→ **DATA PROVIDED**:
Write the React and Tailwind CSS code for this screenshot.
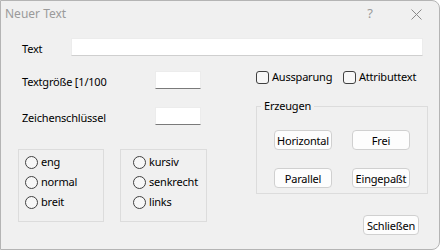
import React from 'react';

const font = { fontFamily: '"Noto Sans", "Liberation Sans", sans-serif' };

const Radio = ({ label }) => (
  <div className="flex items-center h-[20px]">
    <span className="w-[13px] h-[13px] rounded-full border border-[#404040] bg-[#f7f7f7]" />
    <span className="ml-[3px]">{label}</span>
  </div>
);

const Checkbox = ({ label, className }) => (
  <div className={`flex items-center h-[14px] ${className || ''}`}>
    <span className="w-[13px] h-[13px] rounded-[3px] border border-[#404040] bg-[#f7f7f7]" />
    <span className="ml-[3px]">{label}</span>
  </div>
);

const Button = ({ children, className }) => (
  <button className={`h-[20px] rounded-[4px] border border-[#d0d0d0] bg-[#fdfdfd] text-[11px] tracking-[-0.2px] leading-none text-black ${className || ''}`}>
    {children}
  </button>
);

export default function App() {
  return (
    <div
      className="w-[440px] h-[250px] bg-[#f0f0f0] border border-[#b4b4b4] rounded-r-[8px] text-[11px] tracking-[-0.2px] text-black overflow-hidden"
      style={font}
    >
      {/* Title bar */}
      <div className="h-[29px] flex items-center pb-[3px] text-[#9a9a9a] text-[12px] tracking-normal">
        <span className="ml-[4px]">Neuer Text</span>
        <span className="ml-auto mr-[38px] text-[13px]">?</span>
        <svg className="mr-[17px]" width="11" height="11" viewBox="0 0 11 11">
          <path d="M0.5 0.5 L10.5 10.5 M10.5 0.5 L0.5 10.5" stroke="#8a8a8a" strokeWidth="1" />
        </svg>
      </div>

      {/* Text row */}
      <div className="mt-[8px] flex items-center h-[18px]">
        <span className="ml-[21px] w-[49px] translate-y-[2px]">Text</span>
        <div className="w-[352px] h-[18px] bg-white border border-[#ececec] border-b-[#cfcfcf]" />
      </div>

      <div className="flex">
        {/* Left column */}
        <div className="ml-[17px] w-[190px] mt-[15px]">
          <div className="flex items-center h-[18px] pl-[4px]">
            <span className="w-[133px] translate-y-[2px]">Textgröße [1/100</span>
            <div className="w-[46px] h-[18px] bg-white border border-[#ececec] border-b-[#7a7a7a]" />
          </div>
          <div className="flex items-center h-[18px] pl-[4px] mt-[18px]">
            <span className="w-[133px] translate-y-[2px]">Zeichenschlüssel</span>
            <div className="w-[46px] h-[18px] bg-white border border-[#ececec] border-b-[#7a7a7a]" />
          </div>
          <div className="flex gap-[16px] mt-[24px]">
            <div className="w-[86px] h-[73px] border border-[#dcdcdc] pt-[2px] pl-[6px]">
              <Radio label="eng" />
              <Radio label="normal" />
              <Radio label="breit" />
            </div>
            <div className="w-[87px] h-[73px] border border-[#dcdcdc] pt-[2px] pl-[12px]">
              <Radio label="kursiv" />
              <Radio label="senkrecht" />
              <Radio label="links" />
            </div>
          </div>
        </div>

        {/* Right column */}
        <div className="ml-[48px] w-[172px] mt-[14px]">
          <div className="flex">
            <Checkbox label="Aussparung" className="w-[87px]" />
            <Checkbox label="Attributtext" />
          </div>
          <fieldset className="mt-[14px] h-[96px] border border-[#dcdcdc]">
            <legend className="ml-[4px] px-[3px] leading-[16px]">Erzeugen</legend>
            <div className="pl-[17px]">
              <div className="flex gap-[20px] mt-[16px]">
                <Button className="w-[58px]">Horizontal</Button>
                <Button className="w-[58px]">Frei</Button>
              </div>
              <div className="flex gap-[20px] mt-[18px]">
                <Button className="w-[58px]">Parallel</Button>
                <Button className="w-[58px]">Eingepaßt</Button>
              </div>
            </div>
          </fieldset>
          <div className="flex justify-end mt-[21px] mr-[9px]">
            <Button className="w-[56px]">Schließen</Button>
          </div>
        </div>
      </div>
    </div>
  );
}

→ **WRITTEN TASK**: Copy each line that holds the word "React".

→ **FINISHED ANSWER**:
Write the React and Tailwind CSS code for this screenshot.
import React from 'react';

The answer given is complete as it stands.